The suggestions are that:
- data breaches having “a real risk of significant harm” should be required to be mandatorily reported by the data user to the PCPD and affected individuals;
- the timeframe for notification is “as soon as practicable and, under all circumstances, in not more than five business days”; and
- there should be a prescribed manner of notification.
If implemented, these legal updates would provide greater certainty and protection. At the same time, data users will still need good policies, contracts, resources and advice to handle breach scenarios. In this regard, one of the (many) difficulties of responding to a multi-jurisdictional data breach (and most data breaches of any size tend to trigger legal responses in more than one jurisdiction) is that no two jurisdictions’ laws on data breach responses seem to be the same. This means that responses are given in a cascade – which is often perpetuated as follow-up correspondence with regulators is usually required. It may be sensible, therefore, for jurisdictions to adopt an approach taken by another relevant jurisdiction, rather than exacerbating the tapestry of response rules by creating their own. The General Data Protection Regulation (“GDPR”) is notably harsh in relation to breach notifications (generally mandating a notification within 72 hours), so perhaps the Australian threshold and timeframe (reasonable person would conclude likely result in serious harm, and notification in 30 days from becoming aware) might be more appropriate. The proposed approach within the Panel paper, however, would seem to entail producing something bespoke for Hong Kong.

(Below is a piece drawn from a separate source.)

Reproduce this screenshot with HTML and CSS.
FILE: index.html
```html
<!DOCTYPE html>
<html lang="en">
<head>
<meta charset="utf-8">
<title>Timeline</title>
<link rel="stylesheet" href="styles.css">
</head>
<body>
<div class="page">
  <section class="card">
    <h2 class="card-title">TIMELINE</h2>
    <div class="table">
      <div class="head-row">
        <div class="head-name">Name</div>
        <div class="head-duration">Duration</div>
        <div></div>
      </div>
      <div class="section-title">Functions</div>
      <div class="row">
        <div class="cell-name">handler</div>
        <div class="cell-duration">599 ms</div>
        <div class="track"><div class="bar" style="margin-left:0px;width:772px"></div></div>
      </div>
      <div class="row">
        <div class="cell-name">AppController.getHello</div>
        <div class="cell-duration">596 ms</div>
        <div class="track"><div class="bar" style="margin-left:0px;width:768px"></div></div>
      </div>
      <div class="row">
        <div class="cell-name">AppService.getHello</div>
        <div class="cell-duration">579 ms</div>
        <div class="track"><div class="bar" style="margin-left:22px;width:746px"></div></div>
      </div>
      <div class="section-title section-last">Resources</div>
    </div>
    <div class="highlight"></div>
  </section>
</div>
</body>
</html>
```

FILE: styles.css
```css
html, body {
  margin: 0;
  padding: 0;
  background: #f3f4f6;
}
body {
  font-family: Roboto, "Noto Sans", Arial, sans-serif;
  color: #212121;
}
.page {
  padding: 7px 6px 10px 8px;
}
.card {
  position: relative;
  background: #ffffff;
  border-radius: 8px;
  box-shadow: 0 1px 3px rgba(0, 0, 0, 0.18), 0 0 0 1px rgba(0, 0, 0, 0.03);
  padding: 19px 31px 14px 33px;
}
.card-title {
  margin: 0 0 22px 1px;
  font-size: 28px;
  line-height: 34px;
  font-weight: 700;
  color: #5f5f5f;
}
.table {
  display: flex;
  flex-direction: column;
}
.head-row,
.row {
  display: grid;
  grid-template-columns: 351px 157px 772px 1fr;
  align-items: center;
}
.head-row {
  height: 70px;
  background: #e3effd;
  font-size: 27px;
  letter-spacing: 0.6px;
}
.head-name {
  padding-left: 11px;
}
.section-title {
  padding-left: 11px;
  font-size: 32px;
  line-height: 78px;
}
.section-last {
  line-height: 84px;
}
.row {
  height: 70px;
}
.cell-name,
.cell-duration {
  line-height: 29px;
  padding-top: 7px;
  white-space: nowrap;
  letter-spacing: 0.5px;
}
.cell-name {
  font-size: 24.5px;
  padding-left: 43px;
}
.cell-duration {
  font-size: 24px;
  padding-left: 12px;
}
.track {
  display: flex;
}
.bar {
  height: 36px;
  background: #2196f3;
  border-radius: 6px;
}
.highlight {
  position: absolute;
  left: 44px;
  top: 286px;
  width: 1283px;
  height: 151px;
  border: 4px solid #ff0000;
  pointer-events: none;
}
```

An alternative legal approach is to specify the number of affected data subjects as the threshold. This has the benefit of giving some certainty but is a blunt instrument as often the seriousness of the breach is affected more by whether the lost data was encrypted, whether financial data was lost and the value of data to a bad actor whether on the dark web or otherwise.
Data Retention Period
The current Data Protection Principle 2 under the PDPO provides that data users shall take “all practicable steps to ensure that personal data is not kept longer than is necessary for fulfilment of the purpose (including any directly related purpose) for which the data is or to be used”. However, no definitive period of retention is specified. The suggestion in the Paper is that data users be required to formulate a clear retention policy with specified periods for the retention of relevant classes of data they hold.

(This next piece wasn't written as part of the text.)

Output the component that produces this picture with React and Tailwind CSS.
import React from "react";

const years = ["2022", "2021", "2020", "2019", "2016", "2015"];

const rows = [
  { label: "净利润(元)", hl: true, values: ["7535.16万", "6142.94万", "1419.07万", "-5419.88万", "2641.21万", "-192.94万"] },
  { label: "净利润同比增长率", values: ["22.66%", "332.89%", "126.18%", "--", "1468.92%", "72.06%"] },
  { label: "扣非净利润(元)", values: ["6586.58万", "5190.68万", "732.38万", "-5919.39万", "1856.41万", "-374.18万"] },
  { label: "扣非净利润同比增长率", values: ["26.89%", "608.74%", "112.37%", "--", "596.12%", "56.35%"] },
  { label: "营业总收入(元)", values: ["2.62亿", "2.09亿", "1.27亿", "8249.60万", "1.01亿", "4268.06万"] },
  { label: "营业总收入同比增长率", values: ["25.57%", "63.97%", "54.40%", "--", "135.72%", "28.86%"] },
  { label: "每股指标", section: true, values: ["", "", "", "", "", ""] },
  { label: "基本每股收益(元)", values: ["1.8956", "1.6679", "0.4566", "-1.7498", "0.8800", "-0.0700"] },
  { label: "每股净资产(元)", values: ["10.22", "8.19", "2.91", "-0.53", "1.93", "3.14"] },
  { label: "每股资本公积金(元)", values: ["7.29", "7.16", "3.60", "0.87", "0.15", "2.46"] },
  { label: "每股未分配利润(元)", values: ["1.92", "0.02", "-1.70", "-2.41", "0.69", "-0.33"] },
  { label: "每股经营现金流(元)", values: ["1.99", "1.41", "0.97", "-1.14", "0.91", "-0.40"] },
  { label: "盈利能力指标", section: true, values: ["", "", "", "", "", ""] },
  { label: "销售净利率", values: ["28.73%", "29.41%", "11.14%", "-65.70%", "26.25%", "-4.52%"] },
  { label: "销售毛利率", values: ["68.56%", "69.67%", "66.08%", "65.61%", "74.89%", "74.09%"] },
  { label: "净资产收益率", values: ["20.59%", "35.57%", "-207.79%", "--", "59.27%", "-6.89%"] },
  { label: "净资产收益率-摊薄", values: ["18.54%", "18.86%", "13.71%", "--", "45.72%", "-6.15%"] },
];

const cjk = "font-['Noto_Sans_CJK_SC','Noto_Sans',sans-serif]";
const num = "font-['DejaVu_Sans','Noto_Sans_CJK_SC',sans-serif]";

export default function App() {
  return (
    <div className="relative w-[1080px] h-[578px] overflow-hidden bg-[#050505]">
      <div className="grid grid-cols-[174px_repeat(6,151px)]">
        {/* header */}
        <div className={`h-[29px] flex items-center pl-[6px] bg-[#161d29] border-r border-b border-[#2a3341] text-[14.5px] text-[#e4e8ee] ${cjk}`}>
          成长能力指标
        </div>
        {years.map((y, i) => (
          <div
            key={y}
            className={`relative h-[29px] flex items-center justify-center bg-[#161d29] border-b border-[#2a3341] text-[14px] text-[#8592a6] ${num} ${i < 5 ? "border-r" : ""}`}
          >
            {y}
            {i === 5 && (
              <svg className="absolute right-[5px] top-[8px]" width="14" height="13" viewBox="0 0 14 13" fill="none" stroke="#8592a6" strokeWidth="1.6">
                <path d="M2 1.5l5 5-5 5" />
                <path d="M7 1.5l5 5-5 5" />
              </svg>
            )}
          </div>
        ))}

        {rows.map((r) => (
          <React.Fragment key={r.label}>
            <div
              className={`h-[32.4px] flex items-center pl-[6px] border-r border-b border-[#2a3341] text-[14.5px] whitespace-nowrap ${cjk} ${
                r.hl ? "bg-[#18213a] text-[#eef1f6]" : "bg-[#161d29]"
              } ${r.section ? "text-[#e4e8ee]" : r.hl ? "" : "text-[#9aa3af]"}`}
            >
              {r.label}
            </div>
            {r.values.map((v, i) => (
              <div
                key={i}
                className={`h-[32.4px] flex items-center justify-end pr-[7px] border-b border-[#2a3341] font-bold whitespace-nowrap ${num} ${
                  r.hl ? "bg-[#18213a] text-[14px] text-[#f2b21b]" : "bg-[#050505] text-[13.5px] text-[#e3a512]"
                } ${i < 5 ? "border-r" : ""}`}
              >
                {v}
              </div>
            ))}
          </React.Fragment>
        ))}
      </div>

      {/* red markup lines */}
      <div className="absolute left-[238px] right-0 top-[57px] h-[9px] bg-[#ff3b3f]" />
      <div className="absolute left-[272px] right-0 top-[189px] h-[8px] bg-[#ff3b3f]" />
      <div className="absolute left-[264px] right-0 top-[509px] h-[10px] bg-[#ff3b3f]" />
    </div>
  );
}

Data retention periods specified in law and regulatory requirements are fraught with difficulty for a number of reasons:
- different regulators have different rules as to how long data should be retained. Some financial service regulators, for example, want their regulated entities to keep their customer data for much longer than a privacy regulator would think desirable. Naturally, data tends to get kept for the longer rather than the shorter period;
- the majority of companies do not have an effective (or perhaps, cost effective) method of timeously purging their databases of expired data. Often this only comes to light when there is a data breach and the data user has to admit that it was holding ancient data, possibly in breach of its own data retention policies. Usually, a company of any size has a number of systems, each with their own quirks as to data purging, and this exacerbates the problem; and
- the issue is afforded low priority by data users. There is little precedent for enforcement action being taken solely in relation to over-extended retention of personal data.

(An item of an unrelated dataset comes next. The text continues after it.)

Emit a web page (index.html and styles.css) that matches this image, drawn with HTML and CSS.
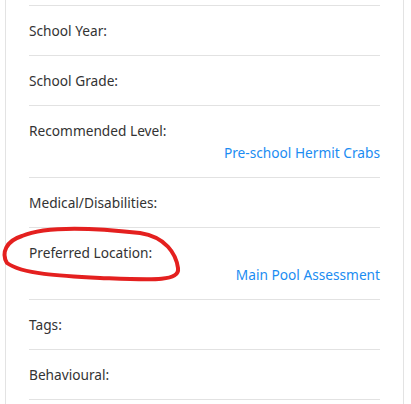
FILE: index.html
```html
<!DOCTYPE html>
<html lang="en">
<head>
<meta charset="utf-8">
<title>Member details</title>
<link rel="stylesheet" href="styles.css">
</head>
<body>
<div class="card">
  <div class="row"><span class="label">School Year:</span></div>
  <div class="row"><span class="label">School Grade:</span></div>
  <div class="row"><span class="label">Recommended Level:</span><a class="value" href="#">Pre-school Hermit Crabs</a></div>
  <div class="row"><span class="label">Medical/Disabilities:</span></div>
  <div class="row"><span class="label">Preferred Location:</span><a class="value" href="#">Main Pool Assessment</a></div>
  <div class="row"><span class="label">Tags:</span></div>
  <div class="row last"><span class="label">Behavioural:</span></div>
</div>
<svg class="scribble" width="411" height="404" viewBox="0 0 411 404">
  <path d="M 22 236 C 45 226, 95 228, 140 233 C 166 237, 176 254, 178 268 C 180 282, 152 280, 100 278 C 60 276, 22 274, 7 263 C 1 253, 6 241, 22 236 Z" fill="none" stroke="#e4201f" stroke-width="4" stroke-linejoin="round"/>
</svg>
</body>
</html>
```
FILE: styles.css
```css
html, body {
  margin: 0;
  padding: 0;
  background: #ffffff;
}
body {
  font-family: "Noto Sans", "Open Sans", sans-serif;
  font-size: 13.7px;
  color: #333333;
  position: relative;
  height: 404px;
  overflow: hidden;
}
.card {
  margin-left: 5px;
  width: 399px;
  box-sizing: border-box;
  border-left: 1px solid #e3e3e3;
  border-right: 1px solid #e3e3e3;
  padding: 5px 23px 20px 23px;
}
.row {
  border-top: 1px solid #e2e2e2;
  padding: 14px 0 13px 0;
  line-height: 22px;
  display: flex;
  flex-direction: column;
}
.row.last {
  border-bottom: 1px solid #e2e2e2;
}
.label {
  display: block;
}
.value {
  align-self: flex-end;
  color: #1b8cf2;
  text-decoration: none;
}
.scribble {
  position: absolute;
  left: 0;
  top: 0;
  pointer-events: none;
}
```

Maximum retention of data is generally, as a rule of thumb, 7 years – which is reflective of the 6 year limitation period for legal proceedings being taken on normal contracts. However, employee related data, needs to be kept for the length of the employment, plus say 2 years (or, some may argue, plus 7 years). Data to support a tax return needs to be available for however long the tax authority retains the power to re-open the tax assessment, which can be far in excess of 6 years. Pension related data may need to be kept for the life of the person contributing to the pension (extended for the life of their surviving spouse in some cases).
As such, the practical implementation of a data retention policy is not as clear-cut a requirement as this proposed amendment may at first seem.
There are two areas for consideration here that will impact legal risks to data users:
- first, the level of fines which may be levied (custodial sentences are available but never, to date, imposed); and
- secondly, whether the Privacy Commissioner should in any circumstance be able to levy its own administrative fines.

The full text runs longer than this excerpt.